The 2016–17 season was Newport County's fourth consecutive season in Football League Two, 64th season in the Football League and 96th season of league football overall. The season saw Newport achieve a second "Great Escape" after that of the 1976–77 season. Having been 11 points adrift in March, they avoided relegation on the final day of the season.

Season review

League
The season began in much the same fashion as the previous season had finished, with County securing only a single win from their first nine matches. With the club finding itself bottom of the league, manager Warren Feeney was sacked on 28 September.

Goalkeeper player/coach James Bittner and fellow first-team coach Sean McCarthy were named joint caretaker managers. Their only matches in charge were the 2–1 home defeat against Swansea City Under-23s in the League Trophy fixture on 4 October  and the League Two 0–0 draw versus Colchester United on 8 October.

Graham Westley was appointed team manager effective from 10 October with Dino Maamria his assistant manager. Despite losing the first two league games, form improved and Newport went seven games unbeaten in all competitions, including three successive league wins in October and November. County were now just outside the relegation places, but this was to last just the one game. In a disastrous spell, the next eight games were lost, with Newport falling ever further from safety.
Following draws with Colchester United and Barnet, a vital win was secured against Hartlepool United, but that was the last of Westley's tenure. Of the next seven games, four were drawn and three lost, including a 4–0 humiliation to fellow strugglers Leyton Orient. Westley was sacked on 9 March with County now 11 points adrift of safety with 12 games left to play. Newport-born Mike Flynn, who had been brought back as a player by Westley, took over as manager, with Lennie Lawrence as assistant.

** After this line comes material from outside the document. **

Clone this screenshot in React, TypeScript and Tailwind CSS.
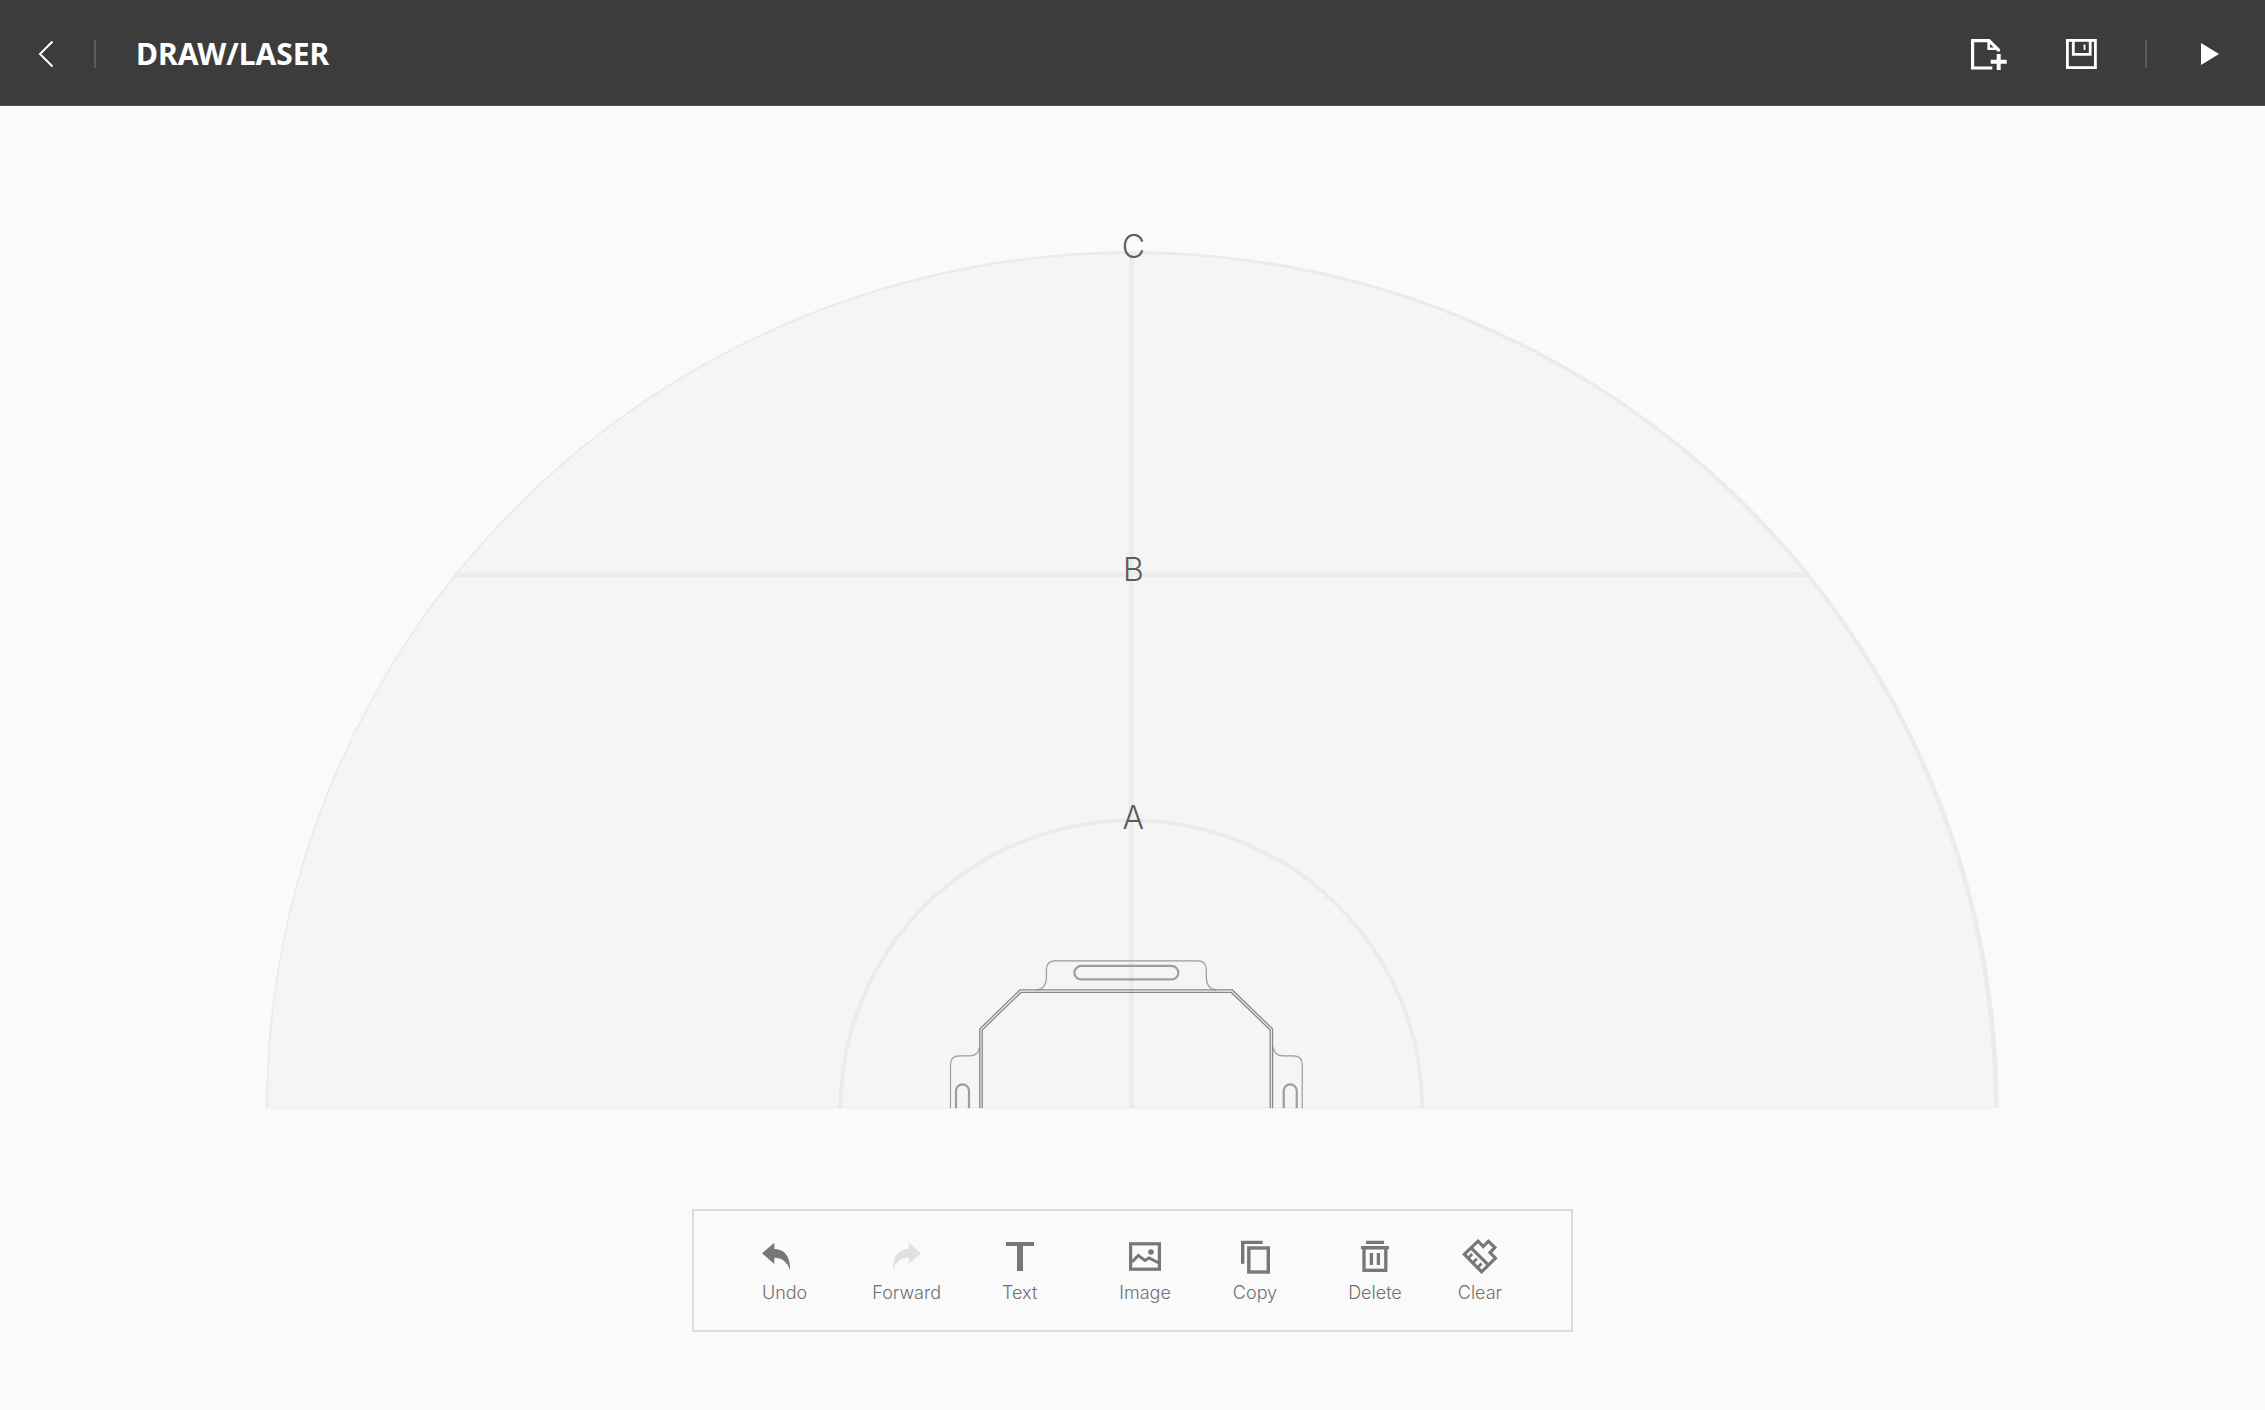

Flynn's impact was instant, with back-to-back wins against Crewe Alexandra and Morecambe in March, and consecutive 1–0 wins against Crawley Town, Exeter City and Yeovil Town in April, he had accrued more league wins in his eight games in charge than Westley had in 24. With four games left, County were no longer bottom, but still in a relegation place. The next game at promotion-chasing Plymouth Argyle was lost 6–1, confirming the host's place in League One, but with relegation rivals Hartlepool United losing 2–1 at bottom-of-the-table Leyton Orient, County were only one point behind them.

At home to Accrington Stanley, County recorded another vital 1–0 win to climb out of the bottom two for the first time in five months, two points clear of Hartlepool. With two games now remaining, their fate was now in their own hands.

In the penultimate game of the season, a County win combined with a Hartlepool loss would see Newport safe. County took the lead at Carlisle United in the 12th minute, and Hartlepool were losing at Cheltenham Town in the 17th. However, two goals from Carlisle in the second half meant that both Newport and Hartlepool lost, leaving County still two points clear with a single game remaining.

For the final decisive game of the season, Newport were home to mid-table Notts County and Hartlepool were at home to promoted Doncaster Rovers. With County two points clear, anything other than a win for Hartlepool would see Newport safe and them relegated. If United won and County could only draw then County would be relegated on goal difference — a hangover of their 6–1 drubbing in Plymouth. For the first 30 minutes both games were deadlocked at 0–0 — enough to keep county up. On 31 minutes, Andy Williams scored for Doncaster and on 34 minutes Mickey Demetriou scored a penalty for County, who were now five points clear as things stood. In the second half, Jorge Grant scored an equaliser for Notts County in the 62nd minute — Newport were now only three points clear, but still safe. Coming up to the last 15 minutes of each game it looked likely that that was how both games would end, but Devante Rodney scored an equaliser for Pools in the 74th minute. Newport now knew that another Hartlepool goal would win it for them and condemn County to relegation. Eight minutes later Rodney scored his second, putting Hartlepool in front and keeping Pools up on goal difference. With the clock ticking down to full-time, County defender Mark O'Brien pushed forward in the 89th minute and scored the winner for Newport to complete the Great Escape and relegate Pools.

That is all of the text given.